Quetzalcoatl is portrayed by the dancer in the birdlike, beaked mask who’s carrying the serpent, while Mictlantecuhtli is played by the dancer with the lion’s-mane-like headdress with a skull in the center of the fan of feathers. Mictlantecuhtli’s servants are creatively portrayed by children in skeletal costumes. You’re probably wondering “Why kids? That’s not scary!” I think they’re echoing the myths that portray Tlaloc’s helpers, the Tlaloque, as miniature versions of the goggle-eyed Rain God. If Tlaloc’s assistants are mini-Tlalocs, then why not have the Lord of the Dead’s be miniature Mictlantecuhtlis? Either way, it’s a nice casting choice.
Got an important meeting tomorrow, so I can’t write a long post at this moment, but I do have a little something cool to make up for it. I love to hunt down videos of traditional Mesoamerican dance (danza Azteca, danza Chichimeca, etc.). I found a particularly good one on YouTube not long ago, and I thought I’d share it. It’s an Aztec dance that honors Xiuhtecuhtli, the Lord of Fire.
By the way, take a close look at the brazier that the lead danzante is dancing around — it’s in the shape of Huehueteotl the “Old, Old God,” the elderly guise of Xiuhtecuhtli. That’s an ancient style of making a brazier, and an appropriate choice — after all, part of Huehueteotl’s regalia is a brazier perched atop his head!
As I said in my previous post on the “why” of sacrifice, I’d be writing one soon on the “what.” Next time, it’ll be “how and when,” and we’ll be good to go on the basics of the cornerstone ritual in worshipping the Teteo.
The people of the Anahuac valley offered a wide variety of different goods and services to the gods. Most of them can be fit into three quick and dirty categories: blood offerings, property offerings, and services.
Blood offerings are the best known, and they come in several forms. There’s the classic heart extraction and other types of lethal human sacrifice, of course, but no one’s going to be doing any of those, so don’t even think about it. More important to modern-day practitioners, people would offer small amounts of their own blood to the gods. This is called autosacrifice, and everyone would do it, priest, king, and commoner alike. Finally, the last type of blood sacrifice is animal sacrifice. Quail were the most common choice, though I have found references to turkey hens and specific festivals where snakes, lizards, toads, and other small animals were offered. Anyway, quail offerings were mostly done by the priests and nobility, partially because meat was scarce and expensive in the days before the current style of large-scale industrial farming.

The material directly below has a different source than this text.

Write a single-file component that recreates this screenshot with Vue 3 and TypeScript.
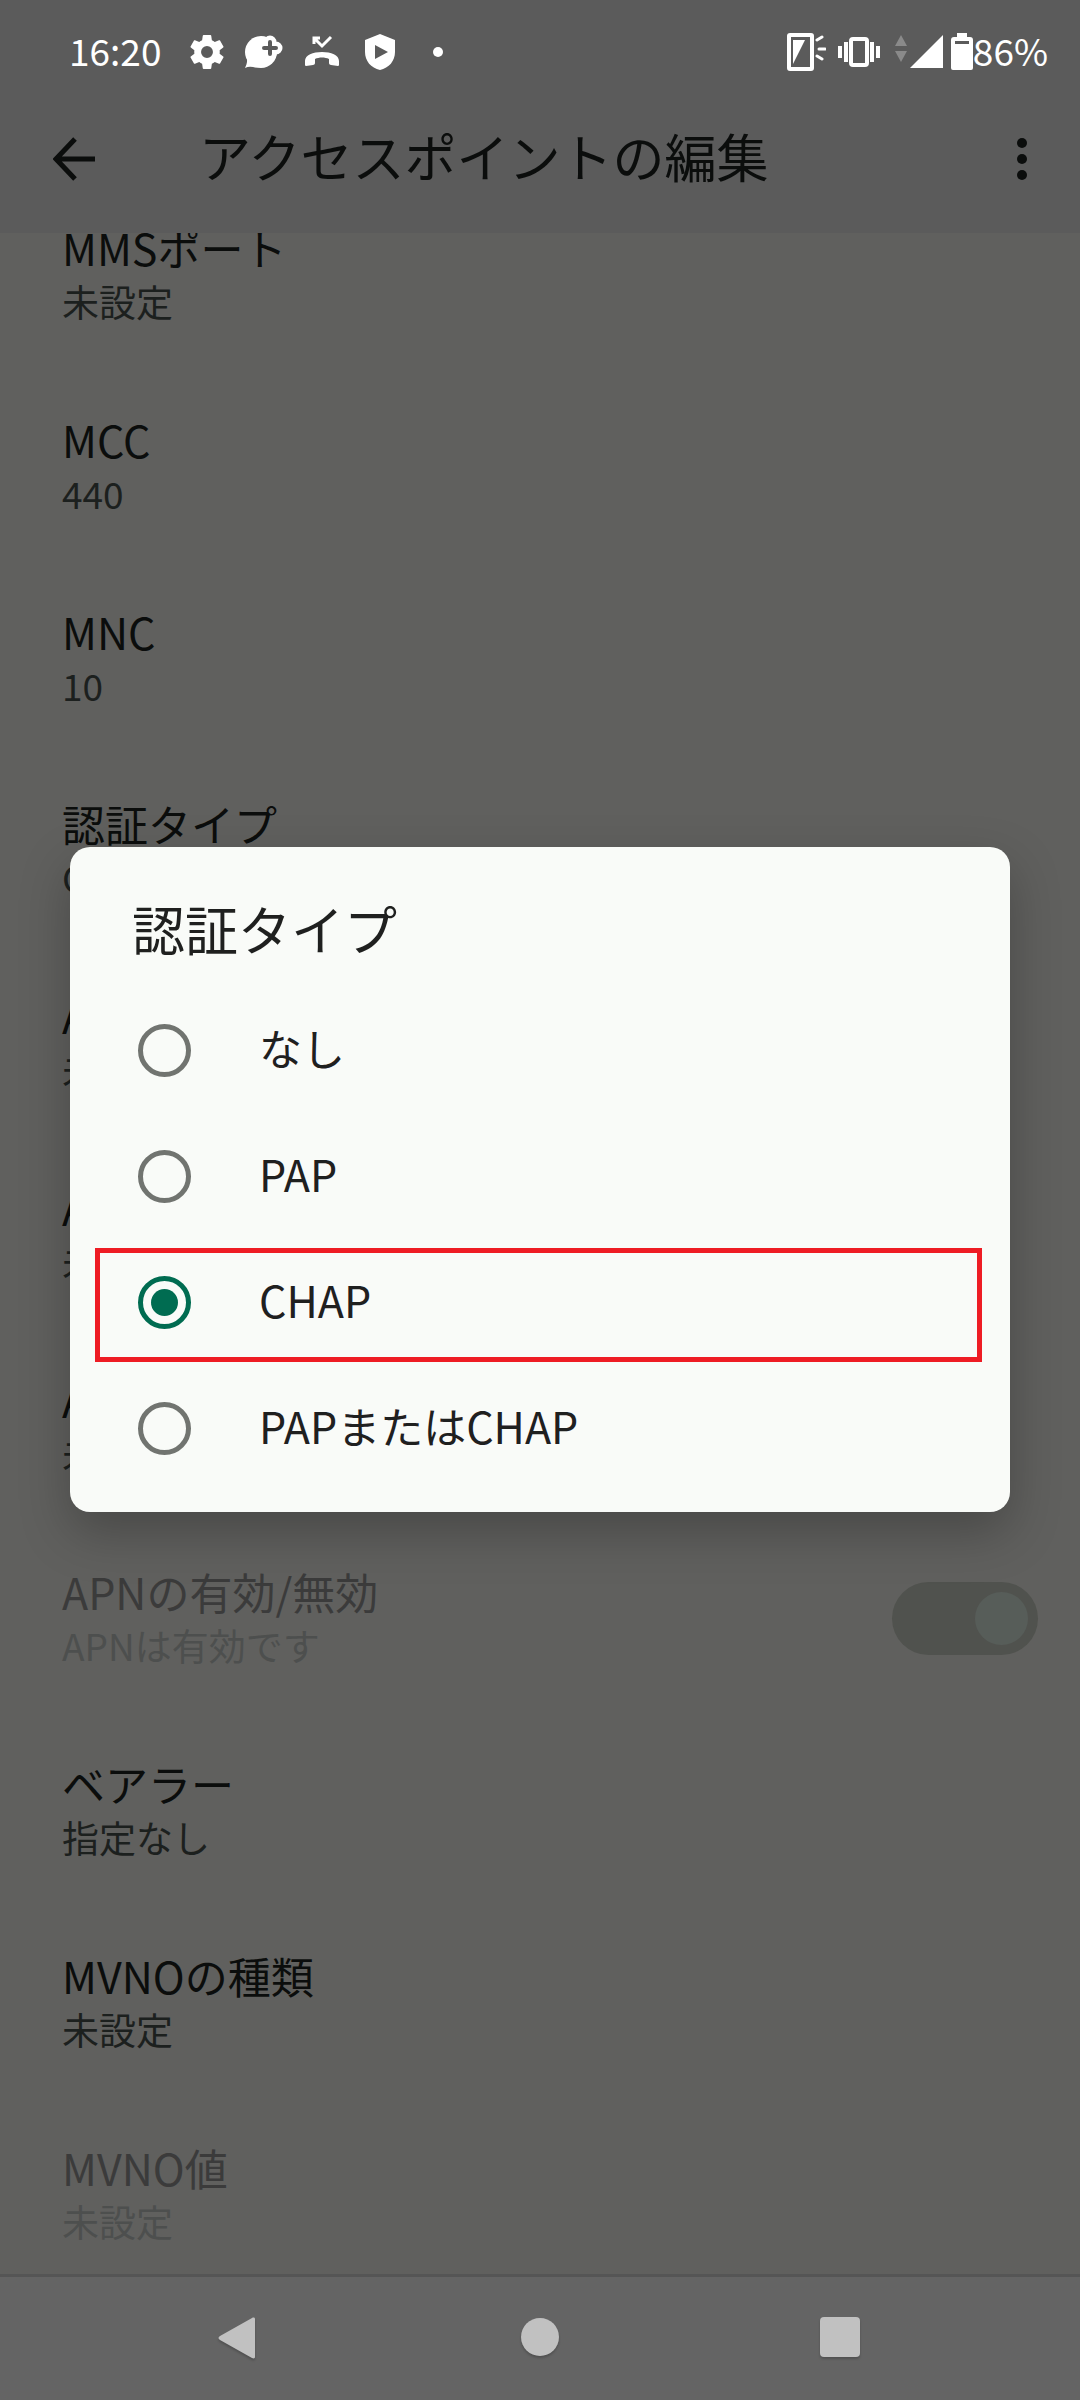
<script setup lang="ts">
import { ref } from 'vue'

interface Setting {
  title: string
  summary: string
  disabled?: boolean
  toggle?: boolean
}

const settings: Setting[] = [
  { title: 'MMSポート', summary: '未設定' },
  { title: 'MCC', summary: '440' },
  { title: 'MNC', summary: '10' },
  { title: '認証タイプ', summary: 'CHAP' },
  { title: 'APNタイプ', summary: '未設定' },
  { title: 'APNプロトコル', summary: '未設定' },
  { title: 'APNローミングプロトコル', summary: '未設定' },
  { title: 'APNの有効/無効', summary: 'APNは有効です', disabled: true, toggle: true },
  { title: 'ベアラー', summary: '指定なし' },
  { title: 'MVNOの種類', summary: '未設定' },
  { title: 'MVNO値', summary: '未設定', disabled: true },
]

const authTypes: string[] = ['なし', 'PAP', 'CHAP', 'PAPまたはCHAP']
const selected = ref<string>('CHAP')
</script>

<template>
  <div class="screen">
    <div class="status">
      <span class="clock">16:20</span>
      <div class="notices">
        <svg width="34" height="34" viewBox="2 2 20 20" fill="#fff">
          <path d="M19.43 12.98c.04-.32.07-.64.07-.98s-.03-.66-.07-.98l2.11-1.65c.19-.15.24-.42.12-.64l-2-3.46c-.12-.22-.39-.3-.61-.22l-2.49 1c-.52-.4-1.08-.73-1.69-.98l-.38-2.65A.49.49 0 0 0 14 2h-4c-.25 0-.46.18-.49.42l-.38 2.65c-.61.25-1.17.59-1.69.98l-2.49-1c-.23-.09-.49 0-.61.22l-2 3.46c-.13.22-.07.49.12.64l2.11 1.65c-.04.32-.07.65-.07.98s.03.66.07.98l-2.11 1.65c-.19.15-.24.42-.12.64l2 3.46c.12.22.39.3.61.22l2.49-1c.52.4 1.08.73 1.69.98l.38 2.65c.03.24.24.42.49.42h4c.25 0 .46-.18.49-.42l.38-2.65c.61-.25 1.17-.59 1.69-.98l2.49 1c.23.09.49 0 .61-.22l2-3.46c.12-.22.07-.49-.12-.64zM12 15.5a3.5 3.5 0 1 1 0-7 3.5 3.5 0 0 1 0 7z" />
        </svg>
        <svg width="40" height="36" viewBox="0 0 40 36">
          <circle cx="17" cy="18" r="16" fill="#fff" />
          <path fill="#fff" d="M2 22c2 4 1 8-1 12 4-2 8-1 12 0z" />
          <path d="M26 8v12M20 14h12" stroke="#fff" stroke-width="13" stroke-linecap="round" />
          <path d="M26 8v12M20 14h12" stroke="#5b5b5b" stroke-width="4" stroke-linecap="round" />
        </svg>
        <svg width="36" height="36" viewBox="0 0 36 36">
          <path d="M10 10V4h6M10 4l8 8 9-9" fill="none" stroke="#fff" stroke-width="3" />
          <path fill="#fff" d="M1 27c0-6 8-9 17-9s17 3 17 9v3c0 1 0 2-1 2l-7-1c-1 0-2-1-2-2v-4c-4-2-10-2-14 0v4c0 1-1 2-2 2l-7 1c-1 0-1-1-1-2z" />
        </svg>
        <svg class="shield" width="32" height="38" viewBox="0 0 32 38">
          <path fill="#fff" fill-rule="evenodd" d="M16 1l15 6v12c0 9-6 16-15 18C7 35 1 28 1 19V7zM11 12v14l13-7z" />
        </svg>
        <svg class="more-dot" width="10" height="10" viewBox="0 0 10 10"><circle cx="5" cy="5" r="5" fill="#fff" /></svg>
      </div>
      <div class="system">
        <svg width="40" height="40" viewBox="0 0 40 40">
          <rect x="3" y="3" width="23" height="34" rx="1" fill="none" stroke="#fff" stroke-width="4" />
          <path fill="#fff" d="M7 8h12L7 32z" />
          <path d="M31 8l5-3M33 17h6M31 24l5 3" stroke="#fff" stroke-width="3" stroke-linecap="round" />
        </svg>
        <svg class="vibrate" width="42" height="32" viewBox="0 0 42 32">
          <rect x="13" y="3" width="16" height="26" rx="2" fill="none" stroke="#fff" stroke-width="4" />
          <path d="M2 10v12M8 6v20M34 6v20M40 10v12" stroke="#fff" stroke-width="4" />
        </svg>
        <svg class="traffic" width="12" height="36" viewBox="0 0 12 36" fill="#8a8a8a">
          <path d="M6 1l6 11H0zM0 17h12L6 28z" />
        </svg>
        <svg class="signal" width="34" height="36" viewBox="0 0 34 36"><path fill="#fff" d="M33 1v33H0z" /></svg>
        <svg width="22" height="38" viewBox="0 0 22 38">
          <path fill="#fff" fill-rule="evenodd" d="M6 0h10v4h3a3 3 0 0 1 3 3v28a2 2 0 0 1-2 2H2a2 2 0 0 1-2-2V7a3 3 0 0 1 3-3h3zM4 8v3h14V8z" />
        </svg>
        <span class="percent">86%</span>
      </div>
    </div>

    <header class="appbar">
      <button class="icon-btn back" aria-label="戻る">
        <svg width="42" height="44" viewBox="0 0 42 44" fill="none" stroke="#0b0d0c" stroke-width="5">
          <path d="M22 2L3 22l19 20M3 22h39" />
        </svg>
      </button>
      <h1>アクセスポイントの編集</h1>
      <button class="icon-btn menu" aria-label="その他">
        <svg width="12" height="44" viewBox="0 0 12 44" fill="#0b0d0c">
          <circle cx="6" cy="6" r="5" /><circle cx="6" cy="22" r="5" /><circle cx="6" cy="38" r="5" />
        </svg>
      </button>
    </header>

    <main class="viewport">
      <ul class="settings">
        <li v-for="item in settings" :key="item.title">
          <label v-if="item.toggle" class="row disabled">
            <span class="texts">
              <span class="title">{{ item.title }}</span>
              <span class="summary">{{ item.summary }}</span>
            </span>
            <input class="switch" type="checkbox" role="switch" checked disabled />
          </label>
          <button v-else class="row" :class="{ disabled: item.disabled }" :disabled="item.disabled">
            <span class="texts">
              <span class="title">{{ item.title }}</span>
              <span class="summary">{{ item.summary }}</span>
            </span>
          </button>
        </li>
      </ul>
    </main>

    <nav class="navbar">
      <button class="icon-btn" aria-label="戻る">
        <svg class="nav-icon" width="44" height="44" viewBox="0 0 44 44">
          <path d="M2 19L34 1c2-1 3 0 3 1v38c0 1-1 2-3 1L2 23c-2-1-2-3 0-4z" fill="#c1c1c1" />
        </svg>
      </button>
      <button class="icon-btn" aria-label="ホーム">
        <svg class="nav-icon" width="44" height="44" viewBox="0 0 44 44"><circle cx="22" cy="20" r="19" fill="#c1c1c1" /></svg>
      </button>
      <button class="icon-btn" aria-label="履歴">
        <svg class="nav-icon" width="44" height="44" viewBox="0 0 44 44"><rect x="2" y="0" width="40" height="40" rx="4" fill="#c1c1c1" /></svg>
      </button>
    </nav>

    <div class="overlay">
      <section class="dialog" role="dialog" aria-labelledby="dialog-title">
        <h2 id="dialog-title">認証タイプ</h2>
        <label v-for="type in authTypes" :key="type" class="option" :class="{ marked: type === selected }">
          <input v-model="selected" type="radio" name="auth" :value="type" />
          <span class="option-text">{{ type }}</span>
        </label>
      </section>
    </div>
  </div>
</template>

<style>
body {
  margin: 0;
  background: #60605e;
}
</style>

<style scoped>
.screen {
  position: relative;
  display: flex;
  flex-direction: column;
  height: 100vh;
  overflow: hidden;
  background: #60605e;
  color: #0b0d0c;
  font-family: "Noto Sans CJK JP", "Noto Sans", sans-serif;
}

svg {
  display: block;
  flex: none;
}

button {
  border: 0;
  padding: 0;
  background: none;
  color: inherit;
  font: inherit;
  text-align: left;
}

.status {
  display: flex;
  align-items: center;
  box-sizing: border-box;
  height: 85px;
  padding: 19px 32px 0 69px;
  background: #5b5b5b;
  color: #fff;
  font-size: 37px;
  line-height: 48px;
}

.clock,
.percent {
  padding-bottom: 4px;
}

.clock {
  width: 121px;
}

.notices {
  display: flex;
  align-items: center;
  gap: 20px;
}

.shield {
  margin-left: 4px;
}

.more-dot {
  margin-left: 17px;
}

.system {
  display: flex;
  align-items: center;
  margin-left: auto;
}

.vibrate {
  margin-left: 12px;
}

.traffic {
  margin-left: 15px;
}

.signal {
  margin: 0 7px 0 3px;
}

.appbar {
  display: flex;
  align-items: center;
  height: 148px;
  padding: 0 52px 0 53px;
  background: #5b5b5b;
}

.appbar h1 {
  flex: 1;
  margin: 0 0 6px 104px;
  font-size: 52px;
  font-weight: 400;
  line-height: 76px;
}

.viewport {
  flex: 1;
  min-height: 0;
  overflow: hidden;
}

.settings {
  margin: -58px 0 0;
  padding: 0;
  list-style: none;
}

.row {
  display: flex;
  align-items: center;
  justify-content: space-between;
  box-sizing: border-box;
  width: 100%;
  padding: 42px 42px 42px 62px;
}

.texts,
.title,
.summary {
  display: block;
}

.title {
  font-size: 43px;
  line-height: 60px;
}

.summary {
  color: #1c201e;
  font-size: 37px;
  line-height: 48px;
}

.disabled .title {
  color: #3b3b3b;
}

.disabled .summary {
  color: #4d4f4e;
}

.switch {
  appearance: none;
  display: flex;
  align-items: center;
  justify-content: flex-end;
  box-sizing: border-box;
  width: 146px;
  height: 73px;
  margin: 6px 0 0;
  padding: 10px;
  border-radius: 37px;
  background: #50524e;
}

.switch::before {
  content: "";
  width: 53px;
  height: 53px;
  border-radius: 50%;
  background: #575d59;
}

.navbar {
  display: grid;
  grid-template-columns: repeat(3, 1fr);
  align-items: center;
  box-sizing: border-box;
  height: 126px;
  padding: 0 calc(100% / 12);
  border-top: 3px solid #555;
  background: #646464;
}

.navbar .icon-btn {
  justify-self: center;
}

.nav-icon {
  filter: drop-shadow(0 2px 1px rgba(0, 0, 0, 0.2));
}

.overlay {
  position: absolute;
  inset: 85px 0 126px;
  display: flex;
  align-items: center;
  padding: 0 70px;
}

.dialog {
  flex: 1;
  padding: 43px 0 21px;
  border-radius: 20px;
  background: #f9fbf8;
  box-shadow: 0 20px 50px rgba(0, 0, 0, 0.25);
  color: #1f201f;
}

.dialog h2 {
  margin: 0 62px 21px;
  font-size: 53px;
  font-weight: 400;
  line-height: 76px;
}

.option {
  position: relative;
  display: flex;
  align-items: center;
  gap: 68px;
  height: 126px;
  padding: 0 68px;
  font-size: 43px;
  line-height: 60px;
}

.option-text {
  padding-bottom: 6px;
}

.option input {
  appearance: none;
  display: grid;
  place-items: center;
  box-sizing: border-box;
  width: 53px;
  height: 53px;
  margin: 0;
  border: 5px solid #717470;
  border-radius: 50%;
}

.option input:checked {
  border-color: #006c51;
}

.option input:checked::before {
  content: "";
  width: 27px;
  height: 27px;
  border-radius: 50%;
  background: #006c51;
}

.marked::after {
  content: "";
  position: absolute;
  inset: 9px 28px 3px 25px;
  border: 5px solid #ee1c24;
}
</style>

The second major category of offerings are those of property. The Aztecs gave a dazzling array of material goods to the Teteo, ranging from food and drink to clothing, incense, and art. Incense was the backbone of property offerings, and was burned for the pleasure of the gods very frequently. The particular type used was a resin made from tree sap, and is called copal. Copal comes in many different types, and has a wonderful sweet smell. I encourage you to check out one of the external links I have to an entire article on copal. Everyone would burn it, and its use wasn’t restricted to particular festivals or the like. Similarly, people would often offer flowers, and they weren’t just for the godesses. The gods like them too!
Different foods were offered, such as tortillas, tamales, amaranth dough cakes, and fresh vegetables like corn or chia. Drinks were also provided for the gods, especially a liquor called pulque or octli. Sometimes people would give well-made articles of clothing to the gods to show their devotion. Amate paper was often burned for the gods. This may sound strange to many people, as most of us in the West these days don’t exactly think of paper as sacred. Not so among the Aztecs. Paper was rare, expensive, and hard to make, so it was highly valued and reserved for religious use and the writing of sacred painted books, called Codices today. (FAMSI has a lot of them online that you can look at, check them out HERE.)
Speaking of rare, expensive goods, artwork and other related precious objects round out the list of property offerings. Excavations in the remains of the Templo Mayor (a.k.a. Huey Teocalli in Nahuatl, Grand Temple in English) in Mexico City have uncovered caches of beautiful art that were apparently given to the gods. The objects range from jewelry to statues to feathercrafts and harder to describe things. So if you have an artistic streak, this might be a wonderful way for you to make offerings. Beautiful feathers and precious stones (especially turquoise and jade) were also prized as offerings.
The last category is services, offering by doing stuff. Sweeping and cleaning was actually a devotional activity back in the day, as it was a form of clearing away chaos and decay. All sacred spaces were routinely swept, whether they were the imperial temples or the humble household shrine. Finally, music, dance, song, and poetry were often done for the enjoyment of the Teteo, and certain instruments were considered to be favored by certain deities. For example, the conch shell trumpet was linked to Quetzalcoatl, the flute was Tezcatlipoca’s preferred instrument, and I’ve seen a reference or two to the huehuetl, the big drum, being Huitzilopochtli’s instrument. Music and dance were very important ways to worship in Mesoamerica, and many of the festivals would culminate in most of the town gathering to dance and sing. Sacred dance is still done today, either as worship or for secular reasons of love of culture. Today it’s called danza in Mexico, and if you hit YouTube or GoogleVideo you can find recordings of some of the danzantes performing. Very beautiful!